Stabilizing protein-protein interactions: part 3 (fragment linking)

Stabilizing protein-protein interactions is becoming increasingly popular, and not just for PROTACs. Nearly three years ago we highlighted the use of crystallographic screening to find fragments that could stabilize interactions between the adapter protein 14-3-3δ and peptides derived from p53, a prominent cancer target. After noting how much work lay ahead, we ended the post with, “expect a part 3!” This has now been published (open access) in Angew. Chem. by Adam Renslo, Luc Brunsveld, Michelle Arkin, Christian Ottmann, and collaborators at UCSF and Eindhoven University of Technology.
In addition to crystallographic fragment screening, the researchers had previously performed a disulfide Tethering screen on the 14-3-3δ protein, which we described here. The fragments from the two screens bound next to one another, so the researchers decided to link them. They started by solving the crystal structure of compound 1 disulfide-bonded to 14-3-3δ in the presence of fragments from the crystallographic screen as well as a peptide derived from estrogen receptor alpha (ERα, another anti-cancer target). These co-structures guided the synthesis of new linked molecules, and these were soaked into crystals of 14-3-3δ and the ERα peptide. Compound 6 gave strong electron density and overlayed nicely on the initial fragments.
To determine whether the linked molecule could stabilize the 14-3-3δ/ERα complex, the researchers developed a fluorescence anisotropy assay with a dye-labeled peptide from ERα. Some of the linked molecules produced an increase in anisotropy, suggesting stabilization of the 14-3-3δ/ERα complex, but when the researchers ran the important control of repeating the experiment in the absence of 14-3-3δ they found that several molecules still increased anisotropy, which could be due to aggregation. (Adam published a nice early paper on aggregation and is thus particularly attuned to the dangers.)
Fortunately, some of the molecules passed this control, and with a robust crystallography system the researchers were able to use structure-based design to improve them, ultimately arriving at compound 24, which increased the affinity of the 14-3-3δ/ERα complex by 25-fold.
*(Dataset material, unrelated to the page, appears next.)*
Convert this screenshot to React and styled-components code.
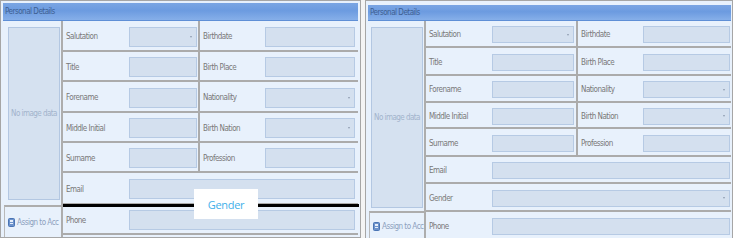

It was also quite specific towards ERα, and did not increase the affinity of nine peptides from from other proteins for 14-3-3δ. The researchers attribute this selectivity to the fact that most other peptides would sterically clash with compound 24. (Not reported was the peptide from p53, which would be interesting.)
This is a nice paper on several levels. In addition to selectively stabilizing a therapeutically relevant protein-protein interaction, this is a rare example of starting with a covalent fragment and developing a non-covalent binder. (For another, see here.) Also, this is a good example of fragment linking, which is often challenging.
There is still a long way to go. The most potent molecules all contain amidine moieties, whose high polarity is a liability for cell permeability, let alone oral bioavailability. Moreover, the affinity of compound 24 is still quite weak, with a low ligand efficiency.
That said, with a wealth of structural and biological understanding I am optimistic further progress can be made, perhaps by rebuilding the covalent linkage to the protein, as was the case of sotorasib or this more recent paper from the UCSF team. I look forward to part 4!